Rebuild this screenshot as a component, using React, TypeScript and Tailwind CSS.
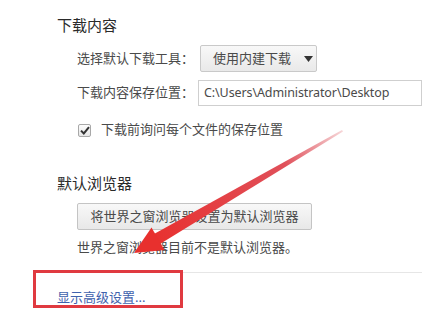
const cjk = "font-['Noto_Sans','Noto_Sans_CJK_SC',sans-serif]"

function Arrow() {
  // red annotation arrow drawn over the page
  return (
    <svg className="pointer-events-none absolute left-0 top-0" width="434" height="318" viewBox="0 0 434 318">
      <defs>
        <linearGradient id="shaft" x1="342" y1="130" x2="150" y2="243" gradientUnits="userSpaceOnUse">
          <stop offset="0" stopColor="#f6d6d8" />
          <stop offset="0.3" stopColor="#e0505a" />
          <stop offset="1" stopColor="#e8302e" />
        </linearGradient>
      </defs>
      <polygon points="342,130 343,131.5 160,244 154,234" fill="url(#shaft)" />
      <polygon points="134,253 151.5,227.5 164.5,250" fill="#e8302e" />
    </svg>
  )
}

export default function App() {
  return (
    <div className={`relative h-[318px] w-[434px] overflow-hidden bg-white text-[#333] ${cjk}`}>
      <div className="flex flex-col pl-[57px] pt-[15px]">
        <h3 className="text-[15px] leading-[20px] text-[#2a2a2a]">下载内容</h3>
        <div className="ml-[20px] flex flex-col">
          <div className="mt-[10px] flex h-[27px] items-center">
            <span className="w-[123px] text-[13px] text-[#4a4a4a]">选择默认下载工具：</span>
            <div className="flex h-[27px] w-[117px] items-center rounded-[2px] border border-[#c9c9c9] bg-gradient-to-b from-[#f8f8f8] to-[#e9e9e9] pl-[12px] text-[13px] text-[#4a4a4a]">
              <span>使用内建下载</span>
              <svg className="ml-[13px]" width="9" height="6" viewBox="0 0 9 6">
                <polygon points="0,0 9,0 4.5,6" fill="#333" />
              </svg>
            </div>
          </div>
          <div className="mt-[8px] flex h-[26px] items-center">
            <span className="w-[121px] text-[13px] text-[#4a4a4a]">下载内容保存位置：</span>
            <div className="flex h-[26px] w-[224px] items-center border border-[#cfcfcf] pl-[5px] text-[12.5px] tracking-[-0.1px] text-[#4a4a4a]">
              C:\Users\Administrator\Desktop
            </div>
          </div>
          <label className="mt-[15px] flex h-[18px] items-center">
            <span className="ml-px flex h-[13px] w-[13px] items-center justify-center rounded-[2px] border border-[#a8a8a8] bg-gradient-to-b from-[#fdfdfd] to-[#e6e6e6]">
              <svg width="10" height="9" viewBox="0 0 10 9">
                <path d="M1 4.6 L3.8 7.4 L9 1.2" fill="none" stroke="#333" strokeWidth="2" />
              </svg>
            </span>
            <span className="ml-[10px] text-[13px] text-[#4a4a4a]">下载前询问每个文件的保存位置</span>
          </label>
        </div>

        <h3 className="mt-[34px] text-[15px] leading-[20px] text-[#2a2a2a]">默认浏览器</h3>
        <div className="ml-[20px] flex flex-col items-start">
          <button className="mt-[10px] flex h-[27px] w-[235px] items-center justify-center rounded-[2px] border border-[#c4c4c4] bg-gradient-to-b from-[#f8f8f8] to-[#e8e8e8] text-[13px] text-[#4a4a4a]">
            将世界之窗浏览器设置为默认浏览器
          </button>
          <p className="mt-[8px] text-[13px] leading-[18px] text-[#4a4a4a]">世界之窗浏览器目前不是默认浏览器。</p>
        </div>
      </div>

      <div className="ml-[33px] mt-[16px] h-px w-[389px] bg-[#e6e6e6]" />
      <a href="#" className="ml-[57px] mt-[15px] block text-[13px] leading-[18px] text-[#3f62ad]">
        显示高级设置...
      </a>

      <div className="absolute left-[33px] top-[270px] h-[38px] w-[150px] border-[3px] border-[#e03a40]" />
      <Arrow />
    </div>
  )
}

**Task requirements**
Return the material word for word. Pictures are not part of the copy.

**Task solution**
Rebuild this screenshot as a component, using React, TypeScript and Tailwind CSS.
const cjk = "font-['Noto_Sans','Noto_Sans_CJK_SC',sans-serif]"

function Arrow() {
  // red annotation arrow drawn over the page
  return (
    <svg className="pointer-events-none absolute left-0 top-0" width="434" height="318" viewBox="0 0 434 318">
      <defs>
        <linearGradient id="shaft" x1="342" y1="130" x2="150" y2="243" gradientUnits="userSpaceOnUse">
          <stop offset="0" stopColor="#f6d6d8" />
          <stop offset="0.3" stopColor="#e0505a" />
          <stop offset="1" stopColor="#e8302e" />
        </linearGradient>
      </defs>
      <polygon points="342,130 343,131.5 160,244 154,234" fill="url(#shaft)" />
      <polygon points="134,253 151.5,227.5 164.5,250" fill="#e8302e" />
    </svg>
  )
}

export default function App() {
  return (
    <div className={`relative h-[318px] w-[434px] overflow-hidden bg-white text-[#333] ${cjk}`}>
      <div className="flex flex-col pl-[57px] pt-[15px]">
        <h3 className="text-[15px] leading-[20px] text-[#2a2a2a]">下载内容</h3>
        <div className="ml-[20px] flex flex-col">
          <div className="mt-[10px] flex h-[27px] items-center">
            <span className="w-[123px] text-[13px] text-[#4a4a4a]">选择默认下载工具：</span>
            <div className="flex h-[27px] w-[117px] items-center rounded-[2px] border border-[#c9c9c9] bg-gradient-to-b from-[#f8f8f8] to-[#e9e9e9] pl-[12px] text-[13px] text-[#4a4a4a]">
              <span>使用内建下载</span>
              <svg className="ml-[13px]" width="9" height="6" viewBox="0 0 9 6">
                <polygon points="0,0 9,0 4.5,6" fill="#333" />
              </svg>
            </div>
          </div>
          <div className="mt-[8px] flex h-[26px] items-center">
            <span className="w-[121px] text-[13px] text-[#4a4a4a]">下载内容保存位置：</span>
            <div className="flex h-[26px] w-[224px] items-center border border-[#cfcfcf] pl-[5px] text-[12.5px] tracking-[-0.1px] text-[#4a4a4a]">
              C:\Users\Administrator\Desktop
            </div>
          </div>
          <label className="mt-[15px] flex h-[18px] items-center">
            <span className="ml-px flex h-[13px] w-[13px] items-center justify-center rounded-[2px] border border-[#a8a8a8] bg-gradient-to-b from-[#fdfdfd] to-[#e6e6e6]">
              <svg width="10" height="9" viewBox="0 0 10 9">
                <path d="M1 4.6 L3.8 7.4 L9 1.2" fill="none" stroke="#333" strokeWidth="2" />
              </svg>
            </span>
            <span className="ml-[10px] text-[13px] text-[#4a4a4a]">下载前询问每个文件的保存位置</span>
          </label>
        </div>

        <h3 className="mt-[34px] text-[15px] leading-[20px] text-[#2a2a2a]">默认浏览器</h3>
        <div className="ml-[20px] flex flex-col items-start">
          <button className="mt-[10px] flex h-[27px] w-[235px] items-center justify-center rounded-[2px] border border-[#c4c4c4] bg-gradient-to-b from-[#f8f8f8] to-[#e8e8e8] text-[13px] text-[#4a4a4a]">
            将世界之窗浏览器设置为默认浏览器
          </button>
          <p className="mt-[8px] text-[13px] leading-[18px] text-[#4a4a4a]">世界之窗浏览器目前不是默认浏览器。</p>
        </div>
      </div>

      <div className="ml-[33px] mt-[16px] h-px w-[389px] bg-[#e6e6e6]" />
      <a href="#" className="ml-[57px] mt-[15px] block text-[13px] leading-[18px] text-[#3f62ad]">
        显示高级设置...
      </a>

      <div className="absolute left-[33px] top-[270px] h-[38px] w-[150px] border-[3px] border-[#e03a40]" />
      <Arrow />
    </div>
  )
}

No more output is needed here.